The Influence of Newly Developed Spray Drift Reduction Agents on Drift Mitigation by Means of Wind Tunnel and Field Evaluation Methods

Abstract

Pesticide spray drift has been a worldwide concern in terms of potential environmental pollution and ecosystem damage. This study defined the main drift reduction agent (DRA) characteristics that help to understand the drift formation process in agricultural spraying. Seven various DRAs and water were evaluated. Three solutions were created based on the following materials: calcium dodecylbenzenesulfonate, benzenesulfonic acid, C10-13-alkyl derivatives, and calcium salt.

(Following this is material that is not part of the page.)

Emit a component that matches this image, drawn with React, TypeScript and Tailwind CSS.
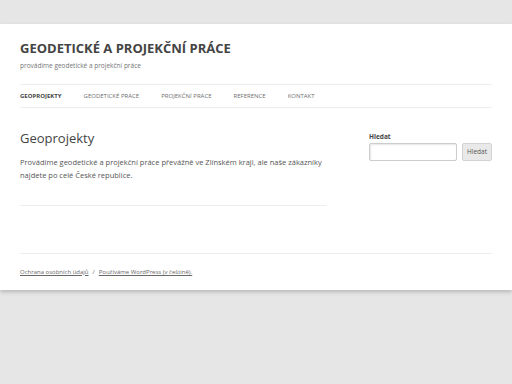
export default function App() {
  const nav = ["Geodetické práce", "Projekční práce", "Reference", "Kontakt"];
  return (
    <div className="min-h-[384px] bg-[#e6e6e6] pt-[24px] font-['Open_Sans',sans-serif]">
      <div className="bg-white px-[20px] shadow-[0_2px_4px_rgba(100,100,100,0.35)]">
        {/* Header */}
        <header className="pt-[14px]">
          <h1 className="text-[13px] font-bold leading-[20px] text-[#444]">
            GEODETICKÉ A PROJEKČNÍ PRÁCE
          </h1>
          <p className="mt-[2px] text-[6.5px] leading-[12px] text-[#757575]">
            provádíme geodetické a projekční práce
          </p>
        </header>

        {/* Navigation */}
        <nav className="mt-[12px] flex h-[24px] items-center gap-[22px] border-y border-[#ededed] text-[6px] uppercase text-[#707070]">
          <span className="font-bold text-[#444]">Geoprojekty</span>
          {nav.map((n) => (
            <span key={n}>{n}</span>
          ))}
        </nav>

        {/* Main */}
        <div className="flex pt-[20px]">
          <main className="w-[307px]">
            <h2 className="text-[13px] leading-[20px] text-[#444]">Geoprojekty</h2>
            <p className="mt-[8px] text-[7.5px] leading-[13px] text-[#555]">
              Provádíme geodetické a projekční práce převážně ve Zlínském kraji, ale naše zákazníky najdete po celé České republice.
            </p>
            <div className="mt-[23px] border-b border-[#ededed]" />
          </main>
          <aside className="ml-auto w-[123px] pt-[4px]">
            <div className="text-[6.5px] font-bold leading-[10px] text-[#444]">Hledat</div>
            <div className="mt-[1px] flex gap-[5px]">
              <div className="h-[18px] w-[88px] rounded-[2px] border border-[#ccc] shadow-[inset_1px_1px_2px_rgba(0,0,0,0.1)]" />
              <div className="flex h-[18px] w-[30px] items-center justify-center rounded-[2px] border border-[#d2d2d2] bg-[#e9e9e9] text-[6.5px] text-[#555]">
                Hledat
              </div>
            </div>
          </aside>
        </div>

        {/* Footer */}
        <footer className="mt-[47px] flex h-[37px] items-center gap-[4px] border-t border-[#ededed] text-[6px] text-[#686868]">
          <span className="underline">Ochrana osobních údajů</span>
          <span>/</span>
          <span className="underline">Používáme WordPress (v češtině).</span>
        </footer>
      </div>
    </div>
  );
}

Drift measurements were performed by means of the open circuit-type wind tunnel and in the field under conditionally controlled conditions. Air-injector flat spray nozzles and standard flat spray nozzles were used during trials. The spray pressure was 4.0 bar. Solutions were sprayed at different wind speeds (from 2 m s−1 to 10 m s−1, increasing every 2 m s−1). Studies have shown that wind speed and nozzle design have the greatest influence on spray drift. For all DRA solutions studied, the standard flat spray nozzles resulted in ground spray drift, both in the wind tunnel and in the field, which was about two times higher than that of air-injector flat spray nozzles. The spraying of water and all DRA solutions with the air-injector flat spray nozzle showed that all new solutions statistically significantly reduced the drift both in the tunnel and in the field. Ground-drift studies in the wind tunnel showed a trend towards a less intense drift reduction in DRA droplets with increasing wind speed. With DRA7e, the drift can be reduced by up to 56% (at a wind speed of 4 m s−1) and up to 30% (at 10 m s−1). The effect of the solutions on the reduction in spray drift is significantly lower when spraying with standard flat spray nozzles. Spray drift can then be reduced by up to 30% (at a wind speed of 4 m s−1) and up to 12% (at 10 m s−1) for DRA7e.